Q: Related question: there’s a lot of talk these days that says that music in the near future will exist in the so-called “cloud”—that is, on large computer networks—and that music fans, even if paying, will not need to “own” the music they like any longer. How do you feel about this—do you see anything really good or really bad in the idea?
A: Is this a good thing or a bad thing? That’s like asking a guy who builds carriages how he feels about the Model T. I don’t really think it’s that cool, but there isn’t a goddamn thing I or anyone else can do about it. It’s just the evolution of technology, and so far as I can tell it can’t be stopped.
I used to like holding a physical artifact in my hand. For my generation, that was a CD. Ten years ago, I remember thinking that there was no way in hell the CD would disappear during my lifetime—that maybe in the future people would expect music to be intangible in the sense of its being experienced through invisible means. But that that was a LONG way off.
Clearly I was wrong about that, and my own habits bear this out. The last time I bought a CD was six months ago. I’ve bought a ton of records since then, but all of them through eMusic or iTunes. That’s primarily because I’m impatient. If I hear something and love it, I want it now. And thanks to the internet, that can happen. I’m a huge liner note freak, so I miss that a lot. But ultimately, it’s more important to me to be able to hear something I love immediately as opposed to waiting ’til the next day and heading out to the record store.
At the end of the day, I think music itself is far more important than whatever particular means through which it is experienced. So, although the “cloud” maybe isn’t as cool as having an LP or a CD, as long as people are listening, we’re gonna be okay.
Q: How has your life as a musician been affected—or not—by the existence of music blogs?
A:I think blogs did a LOT in terms of gaining exposure for The Broken West, especially around the release of first record in early 2007. Even before then, bloggers were the first people to sort of champion the band and get our name out there. There were a couple of people—Justin at Aquarium Drunkard and Alan at Sixeyes—who wrote very nice things about us prior our being signed to Merge. So I’d say that music blogs have had nothing but a positive effect on my life/career as a musician.
Q: What are your thoughts about the album as a musical entity—does it still strike you as a legitimate means of expression? If listeners are cherry-picking and shuffling rather than listening all the way through, how does that affect you as a musician?
A: I have mixed feelings on this subject.
On the one hand—as a music fan—I wish I could look you in the eye and tell you that I’m heartbroken about the “death of the album.” But I’m not sure I am. Let’s be honest—the vast majority of good records these days have, at best, three or four great songs and the rest is middling to total shit. Also, I am and pretty much always have been a “song” kind of a guy. I absolutely love the Doobie Brothers’ “What A Fool Believes,” but I couldn’t tell you what record it’s on if you put a gun to my head.
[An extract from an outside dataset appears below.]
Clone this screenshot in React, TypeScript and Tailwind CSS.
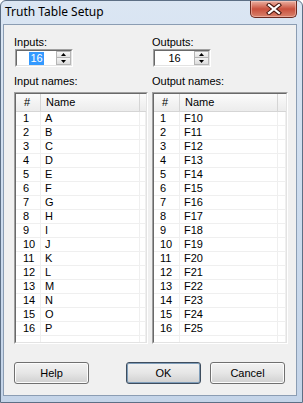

Having said that, there are a bunch of records that mean the world to me—records that I love all the way through, and that I love for the way in which they’re sequenced: Exile On Main Street, London Calling, Wildflowers, The Soft Bulletin, Good Morning Spider, Sound Of Silver, Midnite Vultures, My Aim Is True, Teatro—these are records I listened to from start to finish a million times. And it kind of kills me to hear a song from one of these records out of context—like on a greatest hits or something. I remember when I heard the Stones’ Forty Licks, it really pissed me off that after “Tumbling Dice” I had to hear “Undercover Of The Night” instead of “Sweet Virginia.”
As a songwriter and a guy who makes records, I definitely spend a LOT of time thinking about sequencing. For my new record, I was actively sequencing for a good six months. Writing down sequences, crossing them out, making iTunes playlists, etc. So from that point of view the album as a musical entity is important. However, always in the back of my mind was this reality you’re talking about—that ultimately maybe all of my fretting about sequencing was for naught, since people were just going to listen to the songs they liked.
It’s worth remembering that the “album” is a relatively new conceit. The record business started as a singles game, and it wasn’t until the mid-’60s that the idea of the “album” really took hold. So it’s kind of funny that we’re returning to where we started—people seem to be a lot more interested in experiencing music as singles as opposed to albums.
As far how it affects me as a songwriter and a musician, it’s another one of those things that’s pretty much out of my hands, so I can’t really fret too much about it. Selfishly, I’d love it if I sold more complete records than single downloads, but that’s probably not the way it will play out.
Q: Because basically anyone can record and distribute music now, there is way way more music available for people to listen to these days than there ever used to be. How do you as a musician cope with the reality of an over-saturated market, to put it both economically and bluntly?
A: It’s kind of lame. It seems like instead of being able to let your music do the talking for you, you’ve got to put on a gorilla suit and film yourself fucking a goat and post it to YouTube to get attention. Look at those guys in Ok Go—that seems like a major bummer to me. No one really knows anything about their songs; they’re just those guys on a treadmill. I imagine they started out as people who loved music and wanted others to hear it, and now they’re basically just video directors. That kind of sucks.
However—and I hate to sound like a fatalist yet again—there’s nothing I can do about it. So I try not to fret. As I turn into more of an old man with each passing sundown, I’m trying hard to stop letting shit bother me that I have no control over.
And the other side of this coin is that we’re seeing a bunch of really cool bands and songwriters bubble up who might not have otherwise, say, 10 or 15 or 20 years ago, when recording and distribution were still prohibitively expensive. So that’s a good thing.